Retention marketer for eCommerce brands

99.9% of markets these days are highly saturated.

Chances are you’re not selling groundbreaking stuff — you’re selling the same product with slightly different packaging.

Which means your success largely falls on the shoulders of your marketing messages.

In one of my favorite marketing books, called Great Leads, there’s a question that challenges you to write better marketing copy almost immediately.

The question is…

“What does your customer already know?”

In other words, what are the claims and promises your customer hears on a daily basis, which they’ve become numb to?

The answers are all around you.

Open your inbox, and you’ll see campaigns that all look and sound the same.

Supplement brands promising the same transformations.

Luggage brands selling bags that “take you further.”

Fashion brands selling shirts that “move with you.”

(On a separate note, if you happen to know anyone who goes “I really want to buy a t-shirt that moves with me”, please introduce me to them because I’d love to know what that even means)

All these are marketing messages that your customer sees and hears every day.

They don’t care.

They’re sick and tired of hearing them.

In Eugene Schwartz’s terms, you’re dealing with Level 4 and 5 audiences.

All these people are yearning for some entertainment.

The moment you break the pattern and deliver something different, or in a unique way, you’ve done your job as a marketer.
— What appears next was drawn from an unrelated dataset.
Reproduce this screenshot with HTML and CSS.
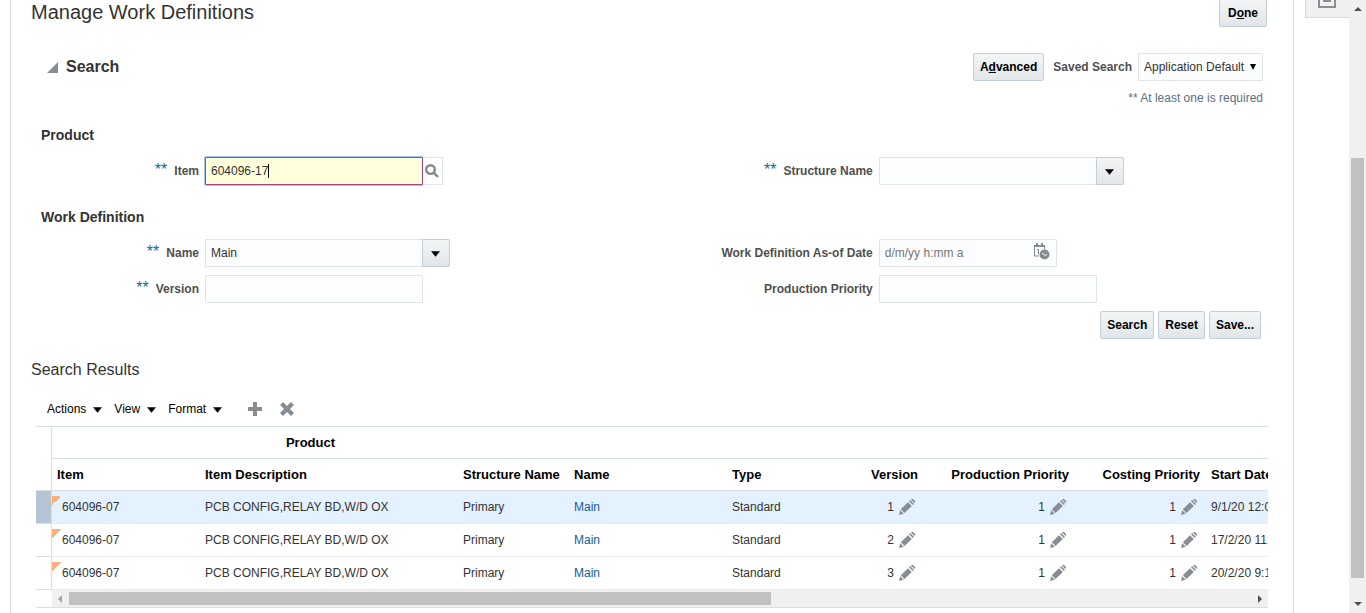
FILE: index.html
```html
<!DOCTYPE html>
<html lang="en">
<head>
<meta charset="utf-8">
<title>Manage Work Definitions</title>
<link rel="stylesheet" href="styles.css">
</head>
<body>
<svg class="defs" aria-hidden="true">
  <symbol id="pencil" viewBox="0 0 16 16"><path d="M0 16l1.200-4.800 3.600 3.600z"/><path d="M1.800 10.200L9 3.200l3.800 3.800-7.200 7z"/><path d="M10 2.300l1.200-1.200 3.800 3.800-1.200 1.200zM12 .5l.8-.5h1.200l2 2v1.200l-.5.800z"/></symbol>
  <symbol id="down" viewBox="0 0 10 6"><path d="M0 0h10L5 6z"/></symbol>
</svg>
<main class="panel">
  <header class="title-row">
    <h1 class="title">Manage Work Definitions</h1>
    <button class="btn" type="button">D<u>o</u>ne</button>
  </header>

  <form class="search">
    <div class="search-head">
      <svg class="disclose" viewBox="0 0 11 11"><path d="M11 0v11H0z"/></svg>
      <h2 class="search-title">Search</h2>
      <button class="btn" type="button">A<u>d</u>vanced</button>
      <label class="saved-label" for="saved">Saved Search</label>
      <span class="saved">
        <select id="saved" class="control saved-select"><option>Application Default</option></select>
        <svg class="saved-arrow" viewBox="0 0 6 6"><path d="M0 0h6L3 6z"/></svg>
      </span>
    </div>
    <p class="hint">** At least one is required</p>

    <h3 class="group">Product</h3>
    <div class="fields">
      <div class="field">
        <label class="label" for="item"><span class="req">**</span>Item</label>
        <input id="item" class="control focused" type="text" value="604096-17">
        <button class="lookup" type="button" aria-label="Search items"><svg viewBox="0 0 14 14"><circle cx="5.500" cy="5.500" r="4.300"/><path d="M8.500 8.500l4.500 4.500"/></svg></button>
      </div>
      <div class="field">
        <label class="label" for="structure"><span class="req">**</span>Structure Name</label>
        <span class="combo"><select id="structure" class="control combo-select"><option></option></select><span class="combo-arrow"><svg><use href="#down"/></svg></span></span>
      </div>
    </div>

    <h3 class="group">Work Definition</h3>
    <div class="fields">
      <div class="field">
        <label class="label" for="name"><span class="req">**</span>Name</label>
        <span class="combo"><select id="name" class="control combo-select"><option>Main</option></select><span class="combo-arrow"><svg><use href="#down"/></svg></span></span>
      </div>
      <div class="field">
        <label class="label" for="asof">Work Definition As-of Date</label>
        <span class="date">
          <input id="asof" class="control date-input" type="text" placeholder="d/m/yy h:mm a">
          <svg class="date-icon" viewBox="0 0 17 17"><path class="line" d="M6 13H1.500V3h10v3"/><path d="M1 2h11v2H1zM3 0h2v3H3zM8 0h2v3H8zM4 6h2v5H5V7H4z"/><circle cx="11.500" cy="11.500" r="5"/><path class="hand" d="M9 10l2.500 2H14"/></svg>
        </span>
      </div>
      <div class="field">
        <label class="label" for="version"><span class="req">**</span>Version</label>
        <input id="version" class="control" type="text">
      </div>
      <div class="field">
        <label class="label" for="priority">Production Priority</label>
        <input id="priority" class="control" type="text">
      </div>
    </div>
    <div class="actions">
      <button class="btn" type="button">Search</button>
      <button class="btn" type="button">Reset</button>
      <button class="btn" type="button">Save...</button>
    </div>
  </form>

  <section class="results">
    <h2 class="results-title">Search Results</h2>
    <div class="toolbar">
      <button class="menu" type="button">Actions<svg><use href="#down"/></svg></button>
      <button class="menu" type="button">View<svg><use href="#down"/></svg></button>
      <button class="menu" type="button">Format<svg><use href="#down"/></svg></button>
      <button class="tool" type="button" aria-label="Add"><svg viewBox="0 0 14 14"><path d="M5 0h4v5h5v4H9v5H5V9H0V5h5z"/></svg></button>
      <button class="tool" type="button" aria-label="Delete"><svg viewBox="0 0 14 14"><path d="M3 0l4 4 4-4 3 3-4 4 4 4-3 3-4-4-4 4-3-3 4-4-4-4z"/></svg></button>
    </div>
    <div class="grid">
      <div class="grid-view">
      <table class="table">
        <colgroup><col class="c-gutter"><col class="c-item"><col class="c-desc"><col class="c-struct"><col class="c-name"><col class="c-type"><col class="c-ver"><col class="c-prod"><col class="c-cost"><col class="c-date"></colgroup>
        <thead>
          <tr><th class="gutter" rowspan="2"></th><th class="span" colspan="3">Product</th><th colspan="6"></th></tr>
          <tr><th>Item</th><th>Item Description</th><th>Structure Name</th><th>Name</th><th>Type</th><th class="num">Version</th><th class="num">Production Priority</th><th class="num">Costing Priority</th><th>Start Date</th></tr>
        </thead>
        <tbody>
          <tr class="selected"><td class="gutter"></td><td class="item">604096-07</td><td>PCB CONFIG,RELAY BD,W/D OX</td><td>Primary</td><td><a href="#">Main</a></td><td>Standard</td><td class="num">1<svg><use href="#pencil"/></svg></td><td class="num">1<svg><use href="#pencil"/></svg></td><td class="num">1<svg><use href="#pencil"/></svg></td><td>9/1/20 12:00 AM</td></tr>
          <tr><td class="gutter"></td><td class="item">604096-07</td><td>PCB CONFIG,RELAY BD,W/D OX</td><td>Primary</td><td><a href="#">Main</a></td><td>Standard</td><td class="num">2<svg><use href="#pencil"/></svg></td><td class="num">1<svg><use href="#pencil"/></svg></td><td class="num">1<svg><use href="#pencil"/></svg></td><td>17/2/20 11:00 AM</td></tr>
          <tr><td class="gutter"></td><td class="item">604096-07</td><td>PCB CONFIG,RELAY BD,W/D OX</td><td>Primary</td><td><a href="#">Main</a></td><td>Standard</td><td class="num">3<svg><use href="#pencil"/></svg></td><td class="num">1<svg><use href="#pencil"/></svg></td><td class="num">1<svg><use href="#pencil"/></svg></td><td>20/2/20 9:10 AM</td></tr>
        </tbody>
      </table>
      </div>
      <div class="hbar">
        <svg class="left" viewBox="0 0 4 8"><path d="M4 0v8L0 4z"/></svg>
        <div class="htrack"><div class="hthumb"></div></div>
        <svg viewBox="0 0 4 8"><path d="M0 0v8l4-4z"/></svg>
      </div>
    </div>
  </section>
</main>
<aside class="side"><button class="side-tab" type="button" aria-label="Open panel"><svg viewBox="0 0 18 18"><path class="frame" d="M1 1h16v16H1z"/><path d="M5 9h8v3H5z"/></svg></button></aside>
<div class="vbar">
  <svg viewBox="0 0 8 4"><path d="M0 4h8L4 0z"/></svg>
  <div class="vtrack"><div class="vthumb"></div></div>
  <svg viewBox="0 0 8 4"><path d="M0 0h8L4 4z"/></svg>
</div>
</body>
</html>
```
FILE: styles.css
```css
* { box-sizing: border-box; }

body {
  margin: 0;
  height: 100vh;
  display: flex;
  overflow: hidden;
  background: #fff;
  color: #333;
  font: 12px/16px "Liberation Sans", Arial, sans-serif;
}

h1, h2, h3, p { margin: 0; }
svg { display: block; fill: #000; }
button, input, select { font: inherit; color: inherit; }
.defs { display: none; }

.panel {
  flex: 1;
  min-width: 0;
  margin-left: 10px;
  padding: 0 25px 0 20px;
  border: solid #d6dfe6;
  border-width: 0 1px;
}

.btn {
  height: 28px;
  padding: 0 6px;
  border: 1px solid #c4ced7;
  border-radius: 2px;
  background: linear-gradient(#f3f5f6, #e2e6e9);
  color: #000;
  font-weight: bold;
}

.title-row {
  display: flex;
  justify-content: space-between;
  margin-top: -1px;
  padding-right: 1px;
}
.title { font-size: 20px; line-height: 26px; font-weight: normal; }
.title-row .btn { padding: 0 8px; }

.search-head {
  display: flex;
  align-items: center;
  margin-top: 26px;
  padding: 0 5px 0 16px;
}
.disclose { width: 11px; height: 11px; fill: #878d92; }
.search-title { flex: 1; margin-left: 8px; font-size: 16px; line-height: 20px; }
.saved-label { margin: 0 6px 0 9px; color: #4f4f4f; font-weight: bold; }
.saved { display: grid; align-items: center; }
.saved > * { grid-area: 1 / 1; }
.saved-arrow { justify-self: end; width: 6px; height: 6px; margin-right: 7px; pointer-events: none; }
.hint { margin-top: 9px; padding-right: 5px; text-align: right; color: #5b7083; }

.control {
  width: 218px;
  height: 28px;
  padding: 0 5px;
  border: 1px solid #dfe4e7;
  border-radius: 1px;
  background: #fcfdfe;
  appearance: none;
  outline: none;
}
.control.saved-select { width: 125px; }
.control.combo-select, .control.date-input { width: 100%; }
.control::placeholder { color: #757575; opacity: 1; }
.focused {
  background: linear-gradient(#000, #000) 62px center / 1px 14px no-repeat #ffffdc;
  border-color: #a8437f;
  box-shadow: 0 0 0 1px #a9c6f5;
}

.group { margin: 21px 0 14px; padding-left: 10px; font-size: 14px; }
.fields { display: grid; grid-template-columns: 11fr 9fr; row-gap: 8px; padding: 0 2px 0 10px; }
.field { display: flex; align-items: center; }
.label {
  display: flex;
  justify-content: flex-end;
  width: 158px;
  margin-right: 6px;
  color: #4f4f4f;
  font-weight: bold;
  white-space: nowrap;
}
.req { margin-right: 7px; color: #0a6aa8; font-size: 16px; line-height: 14px; font-weight: normal; }
.fields + .group { margin-top: 24px; }

.lookup {
  width: 20px;
  height: 28px;
  padding: 0 2px;
  border: 1px solid #dfe4e7;
  border-left: 0;
  background: #fff;
}
.lookup svg { width: 14px; height: 14px; fill: none; stroke: #858a8e; stroke-width: 2.4; }

.combo { display: grid; width: 245px; }
.combo > * { grid-area: 1 / 1; }
.combo-arrow {
  display: grid;
  place-content: center;
  justify-self: end;
  width: 28px;
  height: 28px;
  padding: 2px 1px 0 0;
  border: 1px solid #c4ced7;
  border-radius: 0 2px 2px 0;
  background: linear-gradient(#f3f5f6, #e2e6e9);
  pointer-events: none;
}
.combo-arrow svg, .menu svg { width: 9px; height: 6px; }

.date { display: grid; width: 178px; }
.date > * { grid-area: 1 / 1; }
.date-icon { justify-self: end; width: 17px; height: 17px; margin: 4px 7px; fill: #858a8e; pointer-events: none; }
.date-icon .line { fill: none; stroke: #858a8e; }
.date-icon .hand { fill: none; stroke: #fff; }

.actions { display: flex; justify-content: flex-end; gap: 4px; margin-top: 8px; padding-right: 7px; }

.results-title { margin-top: 21px; font-size: 16px; line-height: 20px; font-weight: normal; }
.toolbar { display: flex; align-items: center; height: 28px; margin-top: 15px; padding-left: 16px; }
.menu { display: flex; align-items: center; gap: 7px; margin-right: 12px; padding: 0; border: 0; background: none; color: #000; }
.menu svg { margin-top: 2px; }
.tool { margin: 0 4px 0 14px; padding: 0; border: 0; background: none; }
.tool svg { width: 14px; height: 14px; fill: #878d92; }

.grid { margin: 3px 0 0 5px; border: solid #d6dfe6; border-width: 1px 0; }
.grid-view { overflow: hidden; }
.table { width: 1400px; table-layout: fixed; border-collapse: separate; border-spacing: 0; }
.c-gutter { width: 16px; }
.c-item { width: 148px; }
.c-desc { width: 258px; }
.c-struct { width: 111px; }
.c-name { width: 158px; }
.c-type { width: 111px; }
.c-ver { width: 86px; }
.c-prod { width: 151px; }
.c-cost { width: 131px; }

th, td { padding: 0 5px; text-align: left; white-space: nowrap; }
th { height: 32px; border-bottom: 1px solid #d6dfe6; color: #000; font-size: 13px; }
td { height: 33px; border-bottom: 1px solid #e8ebee; }
.table .gutter { padding: 0; border-right: 1px solid #d6dfe6; border-bottom-color: #d6dfe6; }
.table .span { text-align: center; }
.table .num { padding-right: 6px; text-align: right; }
.num svg { display: inline-block; width: 16px; height: 16px; margin: 0 3px 0 5px; vertical-align: middle; fill: #878d92; }
.table .item {
  padding-left: 10px;
  background: linear-gradient(135deg, #fdb07c 50%, transparent 50%) 0 5px / 9px 9px no-repeat;
}
.selected td, .table .selected .item { background-color: #e4f1ff; }
.selected .gutter { background-color: #b4c6d6; }
a { color: #145c9e; text-decoration: none; }

.hbar { display: flex; align-items: center; height: 17px; margin-left: 16px; padding: 0 6px; background: #f0f0f0; }
.hbar svg { width: 4px; height: 8px; fill: #505050; }
.hbar .left { fill: #a3a3a3; }
.htrack { flex: 1; margin: 0 7px; }
.hthumb { width: 59.4%; height: 13px; background: #c1c1c1; }

.side { width: 55px; padding-left: 11px; }
.side-tab {
  display: flex;
  align-items: flex-end;
  width: 100%;
  height: 18px;
  padding: 0 0 9px 12px;
  border: solid #d6dadd;
  border-width: 0 0 1px 1px;
  background: #f0f0f0;
}
.side-tab svg { width: 18px; height: 18px; flex: none; fill: #878d92; }
.side-tab .frame { fill: none; stroke: #878d92; stroke-width: 2; }

.vbar { display: flex; flex-direction: column; align-items: center; width: 17px; padding: 7px 0; background: #f0f0f0; }
.vbar svg { width: 8px; height: 4px; fill: #505050; }
.vtrack { flex: 1; display: flex; flex-direction: column; justify-content: flex-end; padding-bottom: 24px; }
.vthumb { width: 13px; height: 74%; background: #c1c1c1; }
```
Use competitor research to inform your strategy, but don’t do it for the purpose of copying others.

Use it to ask yourself: “How can we do the exact opposite?”

The only way to stand out is by creating contrast.

Best practices don’t exist

Another question I always get from clients is “What are the best practices of doing XYZ?”

And sure… there are best practices for the “what.”

e.g. if you run an online store and you want to dial in your email strategy, it probably makes sense to “send 3-4 email campaigns a week”, and “have the basic automations covered.”

I’m not denying that…

But there are no best practices for the “how.”

If you sell makeup products, and I start telling you “yeah, the other day I set this cart abandonment flow up for this site selling cow meat, it printed cash…”

I’m not showing my knowledge or experience, I’m just demonstrating my ignorance. 😂

That’s because every brand is different.

Every market is different.

And your marketing needs to be different.

I’ve had tons of cases where I thought “this will crush” only to find out the complete opposite after doing a split test.

Which brings me to my final point…

An opinion without data is just an assumption

In my 8 years of marketing experience, I’ve learned to never assume anything.

Data is the only source of truth.

In the beginning, when you don’t have any data to work with, you have no choice but to make assumptions, but you should always validate them.

If you don’t know what your pop-up offer should be, just test it.

If you don’t know whether you should give discounts in your cart abandonment flow, just test it.

If you don’t know whether to send plain text vs designed emails, just test it.

Make sure you follow some sort of testing roadmap.

You want to prioritize tests with the biggest audiences, and variables that can realistically drive an incremental lift (subject lines and button colors don’t fall under this bucket).

Otherwise, as Seth Godin puts it, if you just mindlessly test everything, you’ll end up with a porn site.